31 S.E. 269 | N.C. | 1898

This case is before us on the appeal of the plaintiffs to the rulings of the court below on exceptions filed by both the plaintiffs and the defendants to the findings of the referee. The referee reported, without exception on the part of either side, that the defendants Curtin and wife made four mortgages of different dates on their land; the first to secure Browning Son a debt of (three notes of $140.82 each) $422.46; the second to secure a debt due to the plaintiffs of $500; the third to secure the defendant B.R. Browning a debt of $800, and the fourth to secure a debt due to the defendants Browning Son in the sum of $338.29. On 10 January, 1885, the defendants Curtin and wife executed and delivered to the defendants Browning Son a paper-writing in which they surrendered to them the possession of the mortgaged tract of land. Browning Son were to keep possession of the land and rent it out, and collect the rents until they should collect enough to pay off *87 and discharge all the debts which Curtin and wife owed to B.R. Browning Son and B.R. Browning, the possession of the land to be returned when the mortgage debts should have been paid. Under that instrument the defendants Browning Son took possession of the land at once, and collected the rents up to and including the year 1897. The present action was begun on 10 December, 1891, and the complaint shows that it was for a simple foreclosure of the plaintiff's mortgage without any demand for a receiver to take charge of the rents. The defendants Browning Son were brought into the action on the simple allegation in the complaint that they had an interest in the land. The defendants Browning Son applied the rents, with the exceptions of (88) small credits placed upon the debts secured in the first mortgage, toward the payment of the debts secured in the mortgages junior to the plaintiff's mortgage. The referee found that the defendants Browning Son had the right to apply the rents which were collected up to the bringing of this suit in that way, but that the rents collected after the commencement of this action should have been applied to the debt of Browning Son secured in the first mortgage, until it was paid off, then to the plaintiffs' mortgage. His Honor held that the defendants Browning Son had the right to apply the whole of the rents as they had applied them.

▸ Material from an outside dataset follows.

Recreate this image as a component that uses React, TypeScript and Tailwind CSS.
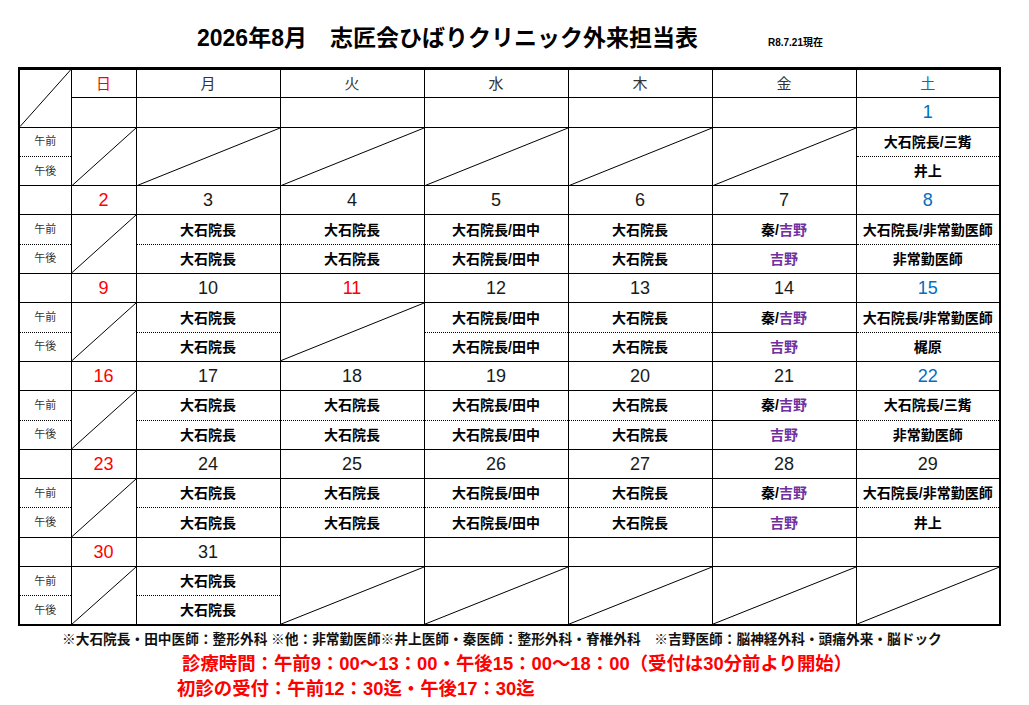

There was no error in the ruling of his Honor. The rents did not belong to the plaintiffs. They could only get them as incident to their right of possession, and possession was not asked for nor demanded by the plaintiffs either in pais or in the complaint. As we have said, the complaint was one simply for foreclosure.

If Curtin and wife, then mortgagors, had been in possession they would have been entitled to receive the rents and profits without liability to account to any person until entry made by the mortgagee. Certainly then it follows that the plaintiffs cannot hold to account for the rents, the assignees of the defendants Curtin and wife. Killebrew v. Hines,104 N.C. 182. The referee found that the notes dated 9 November, 1880, due to the defendants Browning Son under the first mortgage were not barred by the statute of limitations, and his Honor sustained the finding. That ruling of his Honor constitutes one of the plaintiffs' exceptions. Out of the rents of 1885 the defendants Browning Son in that year made a small payment upon each of the notes secured in the first mortgage. This they had the right to do. The debtors, Curtin and wife, had given them no instructions as to the (89) particular manner in which the rents were to be applied.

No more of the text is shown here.